--- Start PROVIDED DATA ---

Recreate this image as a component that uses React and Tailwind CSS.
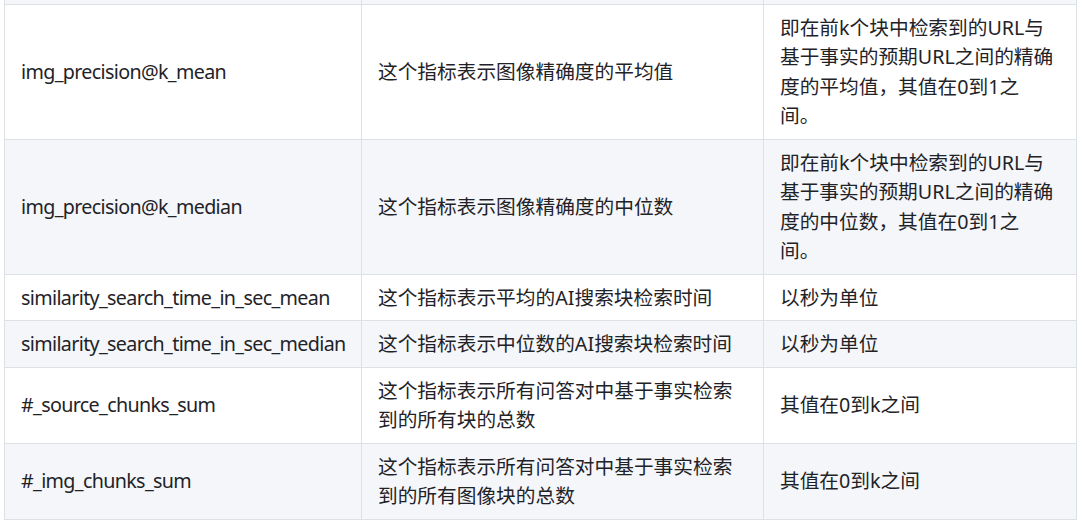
import React from 'react';

const rows = [
  {
    name: 'img_precision@k_mean',
    desc: ['这个指标表示图像精确度的平均值'],
    note: ['即在前k个块中检索到的URL与', '基于事实的预期URL之间的精确', '度的平均值，其值在0到1之', '间。'],
    h: 'h-[133px]',
  },
  {
    name: 'img_precision@k_median',
    desc: ['这个指标表示图像精确度的中位数'],
    note: ['即在前k个块中检索到的URL与', '基于事实的预期URL之间的精确', '度的中位数，其值在0到1之', '间。'],
    h: 'h-[135px]',
  },
  {
    name: 'similarity_search_time_in_sec_mean',
    desc: ['这个指标表示平均的AI搜索块检索时间'],
    note: ['以秒为单位'],
    h: 'h-[46px]',
  },
  {
    name: 'similarity_search_time_in_sec_median',
    desc: ['这个指标表示中位数的AI搜索块检索时间'],
    note: ['以秒为单位'],
    h: 'h-[45px]',
  },
  {
    name: '#_source_chunks_sum',
    desc: ['这个指标表示所有问答对中基于事实检索', '到的所有块的总数'],
    note: ['其值在0到k之间'],
    h: 'h-[75px]',
  },
  {
    name: '#_img_chunks_sum',
    desc: ['这个指标表示所有问答对中基于事实检索', '到的所有图像块的总数'],
    note: ['其值在0到k之间'],
    h: 'h-[75px]',
  },
];

// render lines with explicit breaks so wrapping matches the source
const Lines = ({ lines }) =>
  lines.map((l, i) => (
    <React.Fragment key={i}>
      {l}
      {i < lines.length - 1 && <br />}
    </React.Fragment>
  ));

export default function App() {
  return (
    <div
      className="w-[1080px] h-[522px] bg-white pl-[4px] overflow-hidden text-[#1f2328]"
      style={{ fontFamily: '"Noto Sans", "Noto Sans CJK SC", sans-serif' }}
    >
      <table className="table-fixed border-collapse w-[1072px] text-[19.7px] leading-[29.5px]">
        <colgroup>
          <col className="w-[357px]" />
          <col className="w-[402px]" />
          <col className="w-[313px]" />
        </colgroup>
        <tbody>
          {/* bottom edge of the previous row */}
          <tr className="h-[4px] bg-[#f4f6f9]">
            <td className="p-0 border border-t-0 border-[#dde1e6]" />
            <td className="p-0 border border-t-0 border-[#dde1e6]" />
            <td className="p-0 border border-t-0 border-[#dde1e6]" />
          </tr>
          {rows.map((r, i) => (
            <tr key={r.name} className={`${r.h} ${i % 2 === 1 ? 'bg-[#f4f6f9]' : 'bg-white'}`}>
              <td className="border border-[#dde1e6] px-4 py-2 align-middle whitespace-nowrap tracking-[-0.65px]">
                {r.name}
              </td>
              <td className="border border-[#dde1e6] px-4 py-2 align-middle whitespace-nowrap">
                <Lines lines={r.desc} />
              </td>
              <td className="border border-[#dde1e6] px-4 py-2 align-middle whitespace-nowrap">
                <Lines lines={r.note} />
              </td>
            </tr>
          ))}
        </tbody>
      </table>
    </div>
  );
}
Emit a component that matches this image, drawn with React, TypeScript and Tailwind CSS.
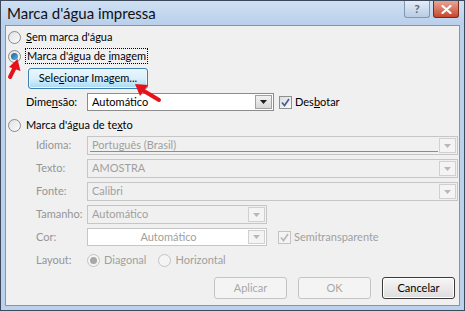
import React from "react";

const Radio = ({ checked = false, disabled = false }: { checked?: boolean; disabled?: boolean }) => (
  <span
    className={`flex h-[13px] w-[13px] shrink-0 items-center justify-center rounded-full border ${
      disabled ? "border-[#c4c4c4] bg-[#f4f4f4]" : "border-[#8a8a8a] bg-gradient-to-br from-[#e2e2e2] to-[#fafafa]"
    }`}
  >
    {checked && (
      <span
        className={`h-[7px] w-[7px] rounded-full ${
          disabled ? "bg-[#a8a8a8]" : "bg-gradient-to-br from-[#1b5f94] to-[#5cb6e8]"
        }`}
      />
    )}
  </span>
);

const Checkbox = ({ checked = false, disabled = false }: { checked?: boolean; disabled?: boolean }) => (
  <span
    className={`flex h-[13px] w-[13px] shrink-0 items-center justify-center border ${
      disabled ? "border-[#c4c4c4] bg-[#f4f4f4]" : "border-[#8e8f8f] bg-gradient-to-br from-[#dcdcdc] to-[#fbfbfb]"
    }`}
  >
    {checked && (
      <svg width="9" height="9" viewBox="0 0 9 9">
        <path
          d="M1 4.5 L3.5 7.5 L8 1"
          fill="none"
          stroke={disabled ? "#b8b8b8" : "#4a5f97"}
          strokeWidth="1.7"
        />
      </svg>
    )}
  </span>
);

const Arrow = ({ disabled = false }: { disabled?: boolean }) => (
  <span
    className={`flex h-full w-[17px] shrink-0 items-center justify-center border ${
      disabled ? "border-[#d0d0d0] bg-[#f4f4f4]" : "border-[#a0a0a0] bg-gradient-to-b from-[#f2f2f2] to-[#d8d8d8]"
    }`}
  >
    <svg width="7" height="4" viewBox="0 0 7 4">
      <path d="M0 0 H7 L3.5 4 Z" fill={disabled ? "#b8b8b8" : "#1e1e1e"} />
    </svg>
  </span>
);

const Combo = ({
  value,
  width,
  disabled = false,
  white = false,
  center = false,
  line = false,
}: {
  value: string;
  width: string;
  disabled?: boolean;
  white?: boolean;
  center?: boolean;
  line?: boolean;
}) => (
  <div
    className={`relative flex h-full items-stretch border p-[1px] ${width} ${
      disabled ? "border-[#c6c6c6]" : "border-[#8c8c8c]"
    } ${white ? "bg-white" : "bg-[#f0f0f0]"}`}
  >
    <span
      className={`flex flex-1 items-center px-[3px] ${center ? "justify-center" : ""} ${
        disabled ? "text-[#a0a0a0]" : "text-black"
      }`}
    >
      {value}
    </span>
    {line && <span className="absolute bottom-[2px] left-[2px] right-[19px] h-[1px] bg-[#8c8c8c]" />}
    <Arrow disabled={disabled} />
  </div>
);

const Label = ({ children }: { children: React.ReactNode }) => (
  <span className="w-[51px] shrink-0 text-[#959595]">{children}</span>
);

export default function App() {
  return (
    <div className="relative h-[311px] w-[465px] overflow-hidden font-['Lato','Liberation_Sans',sans-serif] text-[11px] text-black">
      <div className="flex h-full w-full flex-col border border-[#3c4a5c] bg-[#bcd2ec]">
        {/* Title bar */}
        <div className="flex h-[24px] shrink-0 items-center justify-between bg-gradient-to-b from-[#cfe0f3] to-[#b9cfea] pl-[6px] pr-[5px]">
          <span className="text-[15px] text-[#111]">Marca d'água impressa</span>
          <div className="flex gap-[3px] self-start">
            <span className="flex h-[17px] w-[26px] items-center justify-center rounded-b-[3px] border border-t-0 border-[#8396ae] bg-gradient-to-b from-[#e4edf7] to-[#b9cce3] text-[12px] font-bold text-[#5a6a80]">
              ?
            </span>
            <span className="flex h-[17px] w-[26px] items-center justify-center rounded-b-[3px] border border-t-0 border-[#7a2a1e] bg-gradient-to-b from-[#e8a493] to-[#c6452d]">
              <svg width="11" height="9" viewBox="0 0 11 9">
                <path d="M1.5 1 L9.5 8 M9.5 1 L1.5 8" stroke="#fff" strokeWidth="2.2" strokeLinecap="round" />
              </svg>
            </span>
          </div>
        </div>

        {/* Body */}
        <div className="mx-[4px] mb-[4px] flex flex-1 flex-col border border-[#8296ad] bg-[#f0f0f0] pl-[2px]">
          <div className="mt-[3px] flex h-[16px] items-center gap-[5px]">
            <Radio />
            <span>
              <u>S</u>em marca d'água
            </span>
          </div>

          <div className="mt-[3px] flex h-[16px] items-center gap-[4px]">
            <Radio checked />
            <span className="border border-dotted border-black px-[1px] leading-[14px]">
              Marca d'água de <u>i</u>magem
            </span>
          </div>

          <div className="ml-[20px] mt-[4px] flex h-[21px]">
            <span className="flex w-[120px] items-center justify-center rounded-[3px] border border-[#3c7fb1] bg-gradient-to-b from-[#eaf6fd] via-[#d9f0fc] to-[#a7d9f5] shadow-[inset_0_0_0_1px_#eaf6fd]">
              Sele<u>c</u>ionar Imagem...
            </span>
          </div>

          <div className="ml-[18px] mt-[4px] flex h-[18px] items-center">
            <span className="w-[61px]">
              Dime<u>n</u>são:
            </span>
            <Combo value="Automático" width="w-[187px]" white />
            <span className="ml-[5px] flex items-center gap-[3px]">
              <Checkbox checked />
              <span>
                Des<u>b</u>otar
              </span>
            </span>
          </div>

          <div className="mt-[6px] flex h-[16px] items-center gap-[5px]">
            <Radio />
            <span>
              Marca d'água de te<u>x</u>to
            </span>
          </div>

          <div className="ml-[28px] mt-[3px] flex h-[19px] items-center">
            <Label>Idioma:</Label>
            <Combo value="Português (Brasil)" width="w-[371px]" disabled line />
          </div>
          <div className="ml-[28px] mt-[4px] flex h-[19px] items-center">
            <Label>Texto:</Label>
            <Combo value="AMOSTRA" width="w-[371px]" disabled />
          </div>
          <div className="ml-[28px] mt-[4px] flex h-[19px] items-center">
            <Label>Fonte:</Label>
            <Combo value="Calibri" width="w-[371px]" disabled />
          </div>
          <div className="ml-[28px] mt-[4px] flex h-[19px] items-center">
            <Label>Tamanho:</Label>
            <Combo value="Automático" width="w-[180px]" disabled />
          </div>
          <div className="ml-[28px] mt-[4px] flex h-[18px] items-center">
            <Label>Cor:</Label>
            <Combo value="Automático" width="w-[180px]" disabled white center />
            <span className="ml-[11px] flex items-center gap-[3px]">
              <Checkbox checked disabled />
              <span className="text-[#a0a0a0]">Semitransparente</span>
            </span>
          </div>
          <div className="ml-[28px] mt-[6px] flex h-[16px] items-center text-[#a0a0a0]">
            <Label>Layout:</Label>
            <span className="flex items-center gap-[4px]">
              <Radio checked disabled />
              Diagonal
            </span>
            <span className="ml-[12px] flex items-center gap-[4px]">
              <Radio disabled />
              Horizontal
            </span>
          </div>

          <div className="mr-[4px] mt-[9px] flex h-[22px] justify-end gap-[11px]">
            <span className="flex w-[73px] items-center justify-center rounded-[3px] border border-[#c4c4c4] bg-[#f4f4f4] text-[#a8a8a8]">
              Aplicar
            </span>
            <span className="flex w-[73px] items-center justify-center rounded-[3px] border border-[#c4c4c4] bg-[#f4f4f4] text-[#a8a8a8]">
              OK
            </span>
            <span className="flex w-[73px] items-center justify-center rounded-[3px] border border-[#3a3a3a] bg-gradient-to-b from-[#f6f6f6] to-[#dddddd] shadow-[inset_0_0_0_1px_#fff]">
              Cancelar
            </span>
          </div>
        </div>
      </div>

      {/* Red annotation arrows */}
      <svg className="absolute left-[5px] top-[57px]" width="20" height="23" viewBox="0 0 20 23">
        <path d="M5 20 L9.5 11" stroke="#e5121b" strokeWidth="4" strokeLinecap="round" />
        <path d="M12.5 2 L15.5 14 L4 10 Z" fill="#e5121b" />
      </svg>
      <svg className="absolute left-[133px] top-[82px]" width="30" height="22" viewBox="0 0 30 22">
        <path d="M26 18 L11 9" stroke="#e5121b" strokeWidth="4" strokeLinecap="round" />
        <path d="M2 2 L15 3 L7 14 Z" fill="#e5121b" />
      </svg>
    </div>
  );
}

--- End PROVIDED DATA ---

**TASK INSTRUCTIONS**
Repeat the records above exactly, from the first line through the line containing "import React from 'react';", and leave out the pictures.

**RESULT OF THIS EXERCISE**
Recreate this image as a component that uses React and Tailwind CSS.
import React from 'react';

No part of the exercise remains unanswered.